◆ WHAT THE EXERCISE ASKS ◆
Print the listing from its top line through the line containing "const APPROVED_LIMITED = 'Одобрено (с о...';", nothing more, and leave out the pictures.

◆ GIVEN INFORMATION ◆
___

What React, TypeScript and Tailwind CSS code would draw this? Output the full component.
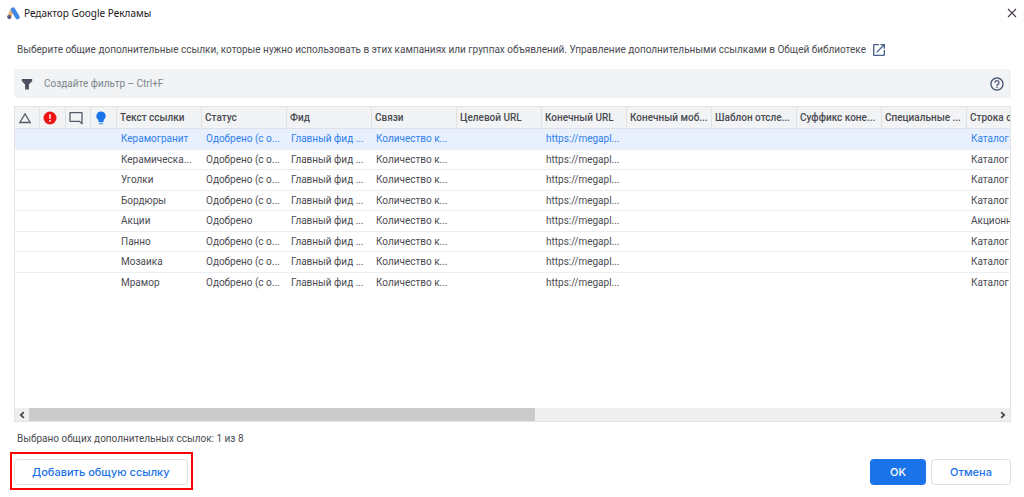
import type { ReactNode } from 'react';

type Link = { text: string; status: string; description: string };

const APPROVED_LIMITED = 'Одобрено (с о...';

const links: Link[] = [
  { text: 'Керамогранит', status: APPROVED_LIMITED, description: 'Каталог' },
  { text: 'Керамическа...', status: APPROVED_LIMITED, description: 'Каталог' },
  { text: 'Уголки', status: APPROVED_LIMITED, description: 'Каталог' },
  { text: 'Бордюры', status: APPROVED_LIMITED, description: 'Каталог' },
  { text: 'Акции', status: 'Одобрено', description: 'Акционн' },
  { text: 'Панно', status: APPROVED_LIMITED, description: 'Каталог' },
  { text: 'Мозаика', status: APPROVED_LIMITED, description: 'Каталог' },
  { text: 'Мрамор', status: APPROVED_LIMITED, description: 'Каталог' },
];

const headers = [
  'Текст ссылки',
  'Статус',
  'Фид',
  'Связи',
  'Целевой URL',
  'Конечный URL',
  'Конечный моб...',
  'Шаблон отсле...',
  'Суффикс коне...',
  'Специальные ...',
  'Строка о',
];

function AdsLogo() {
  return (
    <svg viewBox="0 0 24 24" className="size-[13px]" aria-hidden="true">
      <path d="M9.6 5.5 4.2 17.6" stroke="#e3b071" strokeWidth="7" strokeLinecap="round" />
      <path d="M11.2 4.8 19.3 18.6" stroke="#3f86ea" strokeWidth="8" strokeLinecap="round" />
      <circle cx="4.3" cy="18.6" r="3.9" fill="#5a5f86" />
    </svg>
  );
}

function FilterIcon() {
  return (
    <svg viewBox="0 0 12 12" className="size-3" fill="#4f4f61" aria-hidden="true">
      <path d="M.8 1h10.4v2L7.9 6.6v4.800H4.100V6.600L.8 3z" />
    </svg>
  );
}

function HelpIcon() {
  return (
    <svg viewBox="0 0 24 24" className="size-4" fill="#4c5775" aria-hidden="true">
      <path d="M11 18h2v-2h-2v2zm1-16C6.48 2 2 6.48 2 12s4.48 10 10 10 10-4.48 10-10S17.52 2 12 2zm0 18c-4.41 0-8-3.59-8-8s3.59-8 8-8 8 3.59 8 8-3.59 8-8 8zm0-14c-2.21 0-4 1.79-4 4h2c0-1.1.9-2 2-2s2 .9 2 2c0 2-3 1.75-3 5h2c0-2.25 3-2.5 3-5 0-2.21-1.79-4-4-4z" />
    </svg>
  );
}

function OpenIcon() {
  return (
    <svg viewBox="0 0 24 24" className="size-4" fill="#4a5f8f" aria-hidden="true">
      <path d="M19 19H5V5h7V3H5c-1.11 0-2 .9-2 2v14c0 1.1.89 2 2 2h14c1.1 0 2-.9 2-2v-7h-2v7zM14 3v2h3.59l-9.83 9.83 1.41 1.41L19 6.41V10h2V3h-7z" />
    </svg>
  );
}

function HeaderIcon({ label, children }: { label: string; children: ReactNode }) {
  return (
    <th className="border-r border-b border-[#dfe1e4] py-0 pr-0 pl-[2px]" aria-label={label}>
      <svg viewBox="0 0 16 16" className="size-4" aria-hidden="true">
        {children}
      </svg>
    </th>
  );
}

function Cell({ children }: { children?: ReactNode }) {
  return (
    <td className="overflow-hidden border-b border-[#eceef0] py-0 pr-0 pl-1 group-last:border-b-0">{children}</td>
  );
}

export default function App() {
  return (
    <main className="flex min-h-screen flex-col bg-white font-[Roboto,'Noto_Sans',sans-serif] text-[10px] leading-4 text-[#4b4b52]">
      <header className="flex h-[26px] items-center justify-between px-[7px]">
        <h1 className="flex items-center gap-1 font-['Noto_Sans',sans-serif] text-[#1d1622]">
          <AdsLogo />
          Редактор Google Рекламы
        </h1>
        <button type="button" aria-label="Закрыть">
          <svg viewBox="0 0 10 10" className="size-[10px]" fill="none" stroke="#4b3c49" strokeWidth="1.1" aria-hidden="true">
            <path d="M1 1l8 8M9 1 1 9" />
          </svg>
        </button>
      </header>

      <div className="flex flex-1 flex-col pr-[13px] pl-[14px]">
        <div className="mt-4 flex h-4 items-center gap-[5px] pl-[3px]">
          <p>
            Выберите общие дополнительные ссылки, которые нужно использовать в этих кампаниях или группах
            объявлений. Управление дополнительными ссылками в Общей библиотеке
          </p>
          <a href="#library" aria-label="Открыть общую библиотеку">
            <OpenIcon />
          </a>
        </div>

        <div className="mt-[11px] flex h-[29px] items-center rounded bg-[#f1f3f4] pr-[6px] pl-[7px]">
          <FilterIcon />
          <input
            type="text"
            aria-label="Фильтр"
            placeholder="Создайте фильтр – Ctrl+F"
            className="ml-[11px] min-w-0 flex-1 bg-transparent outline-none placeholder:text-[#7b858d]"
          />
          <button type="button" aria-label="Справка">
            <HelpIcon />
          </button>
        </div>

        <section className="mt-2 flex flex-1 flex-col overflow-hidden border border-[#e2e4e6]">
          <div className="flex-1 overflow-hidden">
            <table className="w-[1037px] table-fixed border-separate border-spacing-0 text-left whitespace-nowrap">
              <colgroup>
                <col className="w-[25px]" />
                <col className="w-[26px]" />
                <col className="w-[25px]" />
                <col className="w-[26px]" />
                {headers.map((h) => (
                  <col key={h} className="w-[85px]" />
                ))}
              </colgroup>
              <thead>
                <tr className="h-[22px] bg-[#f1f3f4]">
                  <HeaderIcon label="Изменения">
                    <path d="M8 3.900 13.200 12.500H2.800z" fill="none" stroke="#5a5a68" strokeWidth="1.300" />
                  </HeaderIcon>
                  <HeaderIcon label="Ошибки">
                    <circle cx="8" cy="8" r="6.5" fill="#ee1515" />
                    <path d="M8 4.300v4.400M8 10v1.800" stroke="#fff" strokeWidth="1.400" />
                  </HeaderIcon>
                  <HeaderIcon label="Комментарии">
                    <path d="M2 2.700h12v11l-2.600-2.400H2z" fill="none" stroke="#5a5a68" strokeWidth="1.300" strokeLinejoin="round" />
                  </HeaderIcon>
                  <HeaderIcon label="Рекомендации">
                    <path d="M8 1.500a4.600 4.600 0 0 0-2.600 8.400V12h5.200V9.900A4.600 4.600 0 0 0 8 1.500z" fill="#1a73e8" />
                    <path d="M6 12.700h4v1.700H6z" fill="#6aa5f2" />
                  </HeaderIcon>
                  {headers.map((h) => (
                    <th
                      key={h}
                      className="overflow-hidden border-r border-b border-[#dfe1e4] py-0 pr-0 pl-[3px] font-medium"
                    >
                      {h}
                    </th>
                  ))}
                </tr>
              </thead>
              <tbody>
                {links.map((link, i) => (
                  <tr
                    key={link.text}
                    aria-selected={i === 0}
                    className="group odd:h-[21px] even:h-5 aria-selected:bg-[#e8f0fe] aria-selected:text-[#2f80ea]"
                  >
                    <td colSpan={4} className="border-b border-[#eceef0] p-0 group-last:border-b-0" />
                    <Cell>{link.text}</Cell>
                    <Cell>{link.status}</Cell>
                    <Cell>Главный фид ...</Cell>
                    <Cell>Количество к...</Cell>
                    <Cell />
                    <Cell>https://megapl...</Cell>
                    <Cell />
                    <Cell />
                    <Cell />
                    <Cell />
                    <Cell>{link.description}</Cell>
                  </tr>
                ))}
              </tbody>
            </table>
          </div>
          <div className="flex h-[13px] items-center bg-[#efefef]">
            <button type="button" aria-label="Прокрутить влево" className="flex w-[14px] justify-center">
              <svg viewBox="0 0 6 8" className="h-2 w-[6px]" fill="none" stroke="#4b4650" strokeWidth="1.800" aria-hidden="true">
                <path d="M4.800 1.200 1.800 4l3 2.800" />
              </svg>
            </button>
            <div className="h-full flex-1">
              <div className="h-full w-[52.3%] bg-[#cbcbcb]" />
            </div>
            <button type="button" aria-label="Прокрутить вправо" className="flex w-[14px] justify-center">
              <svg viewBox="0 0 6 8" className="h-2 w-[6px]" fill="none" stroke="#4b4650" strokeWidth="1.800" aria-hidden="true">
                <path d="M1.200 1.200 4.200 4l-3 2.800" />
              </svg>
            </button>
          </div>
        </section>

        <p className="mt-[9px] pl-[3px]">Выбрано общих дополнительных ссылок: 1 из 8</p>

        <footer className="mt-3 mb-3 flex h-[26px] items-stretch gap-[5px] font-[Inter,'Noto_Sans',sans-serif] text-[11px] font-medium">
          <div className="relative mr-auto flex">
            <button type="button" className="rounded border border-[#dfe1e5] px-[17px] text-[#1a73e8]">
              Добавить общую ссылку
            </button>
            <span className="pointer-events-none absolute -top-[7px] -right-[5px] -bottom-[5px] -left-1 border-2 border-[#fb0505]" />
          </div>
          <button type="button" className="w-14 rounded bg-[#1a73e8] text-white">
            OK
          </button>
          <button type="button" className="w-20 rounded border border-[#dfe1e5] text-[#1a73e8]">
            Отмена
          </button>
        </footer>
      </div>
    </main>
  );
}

___

◆ TASK RESULT ◆
What React, TypeScript and Tailwind CSS code would draw this? Output the full component.
import type { ReactNode } from 'react';

type Link = { text: string; status: string; description: string };

const APPROVED_LIMITED = 'Одобрено (с о...';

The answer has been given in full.